D46     Implementation of EQ-LS-HY coupling model on type landslide in Alps – ACRI

The « La Clapière landslide » is  located near the village of Saint Etienne de Tinée. It is bordered to its north-western side by the Tenibres river and to its south-eastern side by the Rabuons river, both rivers flowing down to the Tinée river at the bottom of the landslide. This unstable slope is typical of rock slopes deformations and is well documented. It is characterized by a series of trenches (see Fig. 1 and Fig. 2) that form a perched water-saturated zone connected by large fractures to a basal aquifer. Because of the high heterogeneity of permeabilities of the medium (Fig. 3), the mechanics of water infiltration and its effect on the landslide displacements are very complex. Moreover, permeabilities of the slope are likely to change with time. This is linked to the coupling between slope deformations and interstitial pressures. For example, a change in the groundwater flow with an increased fluid pressure in the slope will induce mechanical deformations, which can then change the hydraulic properties, thus affecting the groundwater flow. Within the frame of this deliverable, the La Clapière site will be taken as a reference case to study hydromechanical coupling effects on the stability of rock slopes.

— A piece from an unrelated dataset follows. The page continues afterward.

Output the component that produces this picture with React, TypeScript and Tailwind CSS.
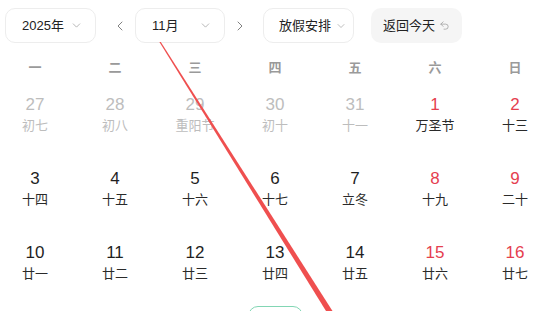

Therefore the work first consists in retrieving the values of the different permeabilities of the medium. For that, we will elaborate a series of numerical models at different scales from the trench scale (see for example modelled area on Fig. 1) to the entire slope scale using PORFLOW software (developed by ACRI) to determine the permeability of the trenches (K_trench in Fig. 3) and of the landslide (K_landslide in Fig. 3). Preliminary analytical calculations allowed to give some ranges of the different permebalilities of the slope (in Fig. 3). At a chosen scale, calculations will be repeated for different state of deformations deduced from in situ multi-scale and multi-temporal measurements. This should give a rough relashionship between permeability and deformation of the slope. The input data of these models are the slope geometry and the geochemical properties of the rocks. The output is a pressure field, the chemical and discharge variations at the springs. The aim of the modelling is to test the permeability parameter by varying its value until the results of the model fit the hydrogeochemical observations (springs waters chemical and discharge variations versus time) that are continuously acquired since December 1995. The model is loaded with precipitations events that are continuously monitored on the site.

 

 

 

Fig. 1: Cross-section of La Clapière landslide: two main satured zones: a perched saturated zone mainly located in the trenches deposits and a basal saturated zone located within the gneissic massif discontinuities. The rectangles show the various scales of modelled areas of the slope.

 

 

Fig. 2: Example of 2D simplification for modelling tests (vertical cross section).

 

 

Fig. 3: La Clapière slope hydrolgeological map (red and blue circles are springs)

 

Secondly, once the permeabilities have been determined with PORFLOW, the groundwater flow within the slope can be restored and a permeability versus slope deformation law is implemented in the models. Hydromechanical numerical models are then runned to understand the evolution of the landslide under precipitations. Two cases using two different codes are used:

- the slope is taken as a poroelastic continuous equivalent medium. FLAC3D code is used. 

- the slope is taken as an heterogeneous medium with preexisting persistent discontinuities. The Universal Distinct Element Code (UDEC) is used.

The comparison of the results of the two models allow to emphasize the fracture role on the medium behavior. Simulations are made in a saturated-unsaturated transient state. The model is loaded with precipitations events. Calculated surface displacements are compared to measured ones with GPS.

Main scientific results will be establishing a coupling law between permeability and deformation of rock slopes deduced from in-situ measurements (GPS, hydrochemistry and springs water discharge). Sensibility of safety factors to such coupling effects will then be tested on a simple theoritical case. Finally, a method to better take into consideration such effects will be proposed.